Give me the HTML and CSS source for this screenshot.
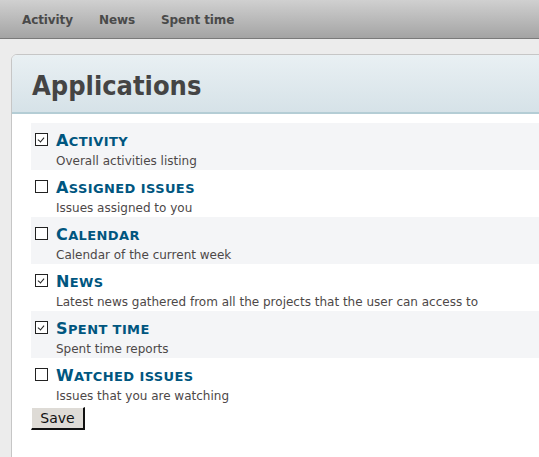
FILE: index.html
```html
<!DOCTYPE html>
<html>
<head>
<meta charset="utf-8">
<link rel="stylesheet" href="styles.css">
</head>
<body>
<div class="topbar">
  <a class="nav-item">Activity</a>
  <a class="nav-item">News</a>
  <a class="nav-item">Spent time</a>
</div>
<div class="panel">
  <div class="panel-header"><h1>Applications</h1></div>
  <div class="panel-body">
    <div class="app-row shaded">
      <span class="cb checked"></span>
      <div class="app-text"><div class="app-title"><span class="sc">A</span>ctivity</div><div class="app-desc">Overall activities listing</div></div>
    </div>
    <div class="app-row">
      <span class="cb"></span>
      <div class="app-text"><div class="app-title"><span class="sc">A</span>ssigned issues</div><div class="app-desc">Issues assigned to you</div></div>
    </div>
    <div class="app-row shaded">
      <span class="cb"></span>
      <div class="app-text"><div class="app-title"><span class="sc">C</span>alendar</div><div class="app-desc">Calendar of the current week</div></div>
    </div>
    <div class="app-row">
      <span class="cb checked"></span>
      <div class="app-text"><div class="app-title"><span class="sc">N</span>ews</div><div class="app-desc">Latest news gathered from all the projects that the user can access to</div></div>
    </div>
    <div class="app-row shaded">
      <span class="cb checked"></span>
      <div class="app-text"><div class="app-title"><span class="sc">S</span>pent time</div><div class="app-desc">Spent time reports</div></div>
    </div>
    <div class="app-row">
      <span class="cb"></span>
      <div class="app-text"><div class="app-title"><span class="sc">W</span>atched issues</div><div class="app-desc">Issues that you are watching</div></div>
    </div>
    <button class="save-btn">Save</button>
  </div>
</div>
</body>
</html>
```
FILE: styles.css
```css
html, body {
  margin: 0;
  padding: 0;
  overflow: hidden;
}
body {
  width: 539px;
  height: 457px;
  background: #ececec;
  font-family: "DejaVu Sans", Verdana, sans-serif;
}
.topbar {
  height: 38px;
  background: linear-gradient(#d0d0d0, #a4a4a4);
  border-bottom: 1px solid #7a7a7a;
  display: flex;
  align-items: center;
  padding-left: 22px;
  gap: 26px;
}
.nav-item {
  font-size: 12px;
  font-weight: bold;
  color: #4a4a4a;
  letter-spacing: -0.1px;
  padding-top: 2px;
}
.panel {
  margin: 15px 0 0 11px;
  width: 580px;
  height: 420px;
  border: 1px solid #c6c6c6;
  border-radius: 6px 0 0 0;
  background: #fff;
  overflow: hidden;
}
.panel-header {
  height: 57px;
  background: linear-gradient(#e9f0f3, #d6e2e8);
  border-bottom: 2px solid #b4cdd5;
  display: flex;
  align-items: center;
  padding-left: 20px;
}
.panel-header h1 {
  margin: 0;
  font-family: "DejaVu Sans Condensed", "DejaVu Sans", sans-serif;
  font-stretch: condensed;
  font-size: 27px;
  font-weight: bold;
  color: #444;
  padding-top: 3px;
}
.panel-body {
  padding: 9px 0 0 19px;
}
.app-row {
  height: 47px;
  display: flex;
  align-items: flex-start;
}
.app-row.shaded {
  background: #f4f5f7;
}
.cb {
  width: 11px;
  height: 11px;
  border: 1px solid #222;
  background: #fff;
  margin: 10px 0 0 4px;
  position: relative;
}
.cb.checked::after {
  content: "";
  position: absolute;
  left: 3px;
  top: 2px;
  width: 3px;
  height: 5px;
  border-right: 1px solid #222;
  border-bottom: 1px solid #222;
  transform: rotate(40deg);
}
.app-text {
  margin-left: 8px;
  padding-top: 7px;
}
.app-title {
  font-size: 13px;
  font-weight: bold;
  text-transform: uppercase;
  color: #00567f;
  line-height: 22px;
  letter-spacing: 0.4px;
}
.app-title .sc {
  font-size: 16px;
}
.app-desc {
  font-size: 12px;
  color: #4d4848;
  line-height: 14px;
  margin-top: 1px;
}
.save-btn {
  margin-top: 2px;
  width: 54px;
  height: 23px;
  background: #dedbd6;
  border: none;
  border-top: 1px solid #fff;
  border-left: 1px solid #fff;
  border-right: 2px solid #111;
  border-bottom: 2px solid #111;
  font-family: "DejaVu Sans", Verdana, sans-serif;
  font-size: 14px;
  color: #111;
  padding: 0;
}
```
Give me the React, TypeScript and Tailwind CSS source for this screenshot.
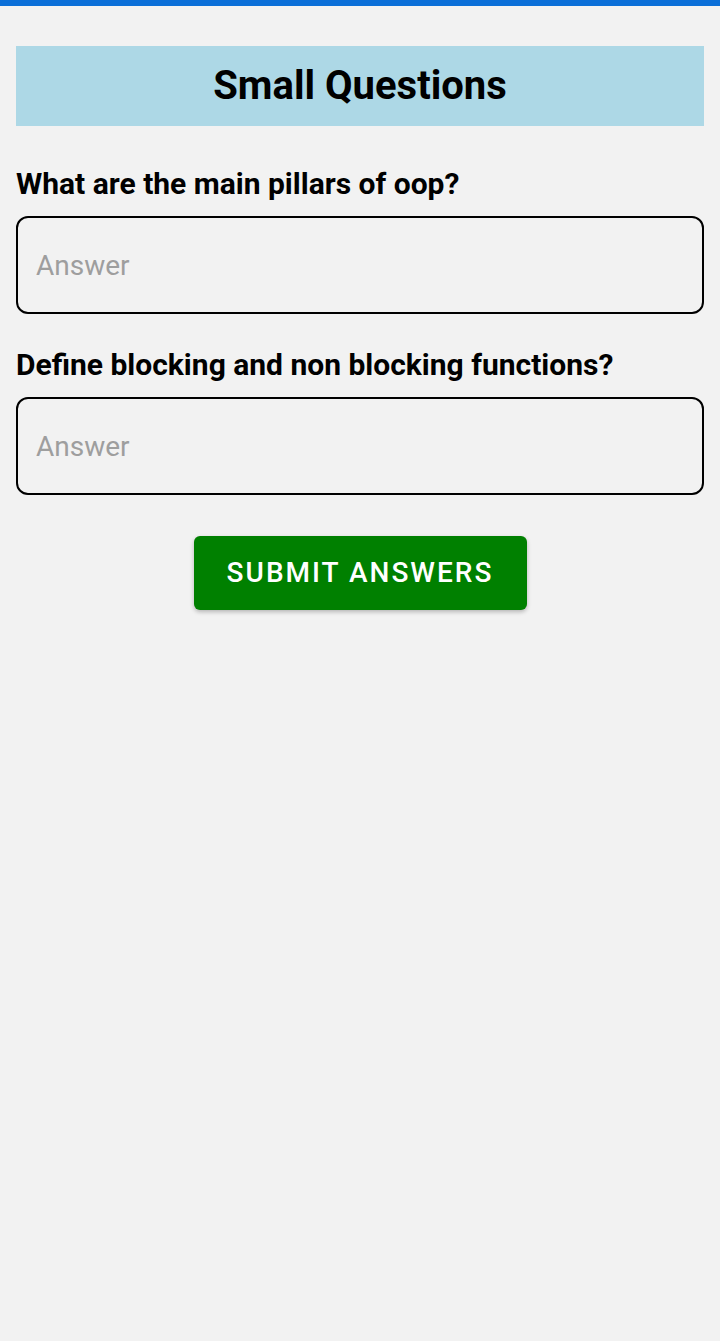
import { useState } from "react";

const questions = [
  "What are the main pillars of oop?",
  "Define blocking and non blocking functions?",
];

export default function App() {
  const [answers, setAnswers] = useState<string[]>(questions.map(() => ""));

  return (
    <div className="min-h-[1341px] bg-[#f2f2f2] font-['Roboto',sans-serif] text-black">
      <div className="h-[6px] bg-[#0b6fd8]" />
      <div className="px-4 pt-10">
        <div className="flex h-[80px] items-center justify-center bg-[#add8e6]">
          <h1 className="text-[40px] font-bold leading-none">Small Questions</h1>
        </div>

        {questions.map((q, i) => (
          <div key={q} className={i === 0 ? "mt-[38px]" : "mt-[31px]"}>
            <label className="block text-[30px] font-bold leading-[40px]">{q}</label>
            <input
              value={answers[i]}
              onChange={(e) =>
                setAnswers((a) => a.map((v, j) => (j === i ? e.target.value : v)))
              }
              placeholder="Answer"
              className="mt-[12px] h-[98px] w-full rounded-[12px] border-2 border-black bg-transparent px-[18px] text-[28px] outline-none placeholder:text-[#9e9e9e]"
            />
          </div>
        ))}

        <div className="mt-[41px] flex justify-center">
          <button className="h-[74px] w-[333px] rounded-[6px] bg-[#008000] text-[28px] font-medium tracking-[2px] text-white shadow-[0_2px_4px_rgba(0,0,0,0.25)]">
            SUBMIT ANSWERS
          </button>
        </div>
      </div>
    </div>
  );
}
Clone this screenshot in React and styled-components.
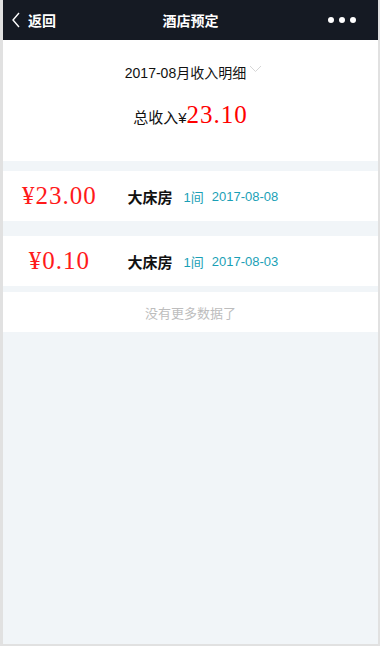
——
What to work on:
Gather from the entries above all lines that include the string "this".

Task response:
Give me the HTML and CSS source for this screenshot.
Give me the React, TypeScript and Tailwind CSS source for this screenshot.
Clone this screenshot in React and styled-components.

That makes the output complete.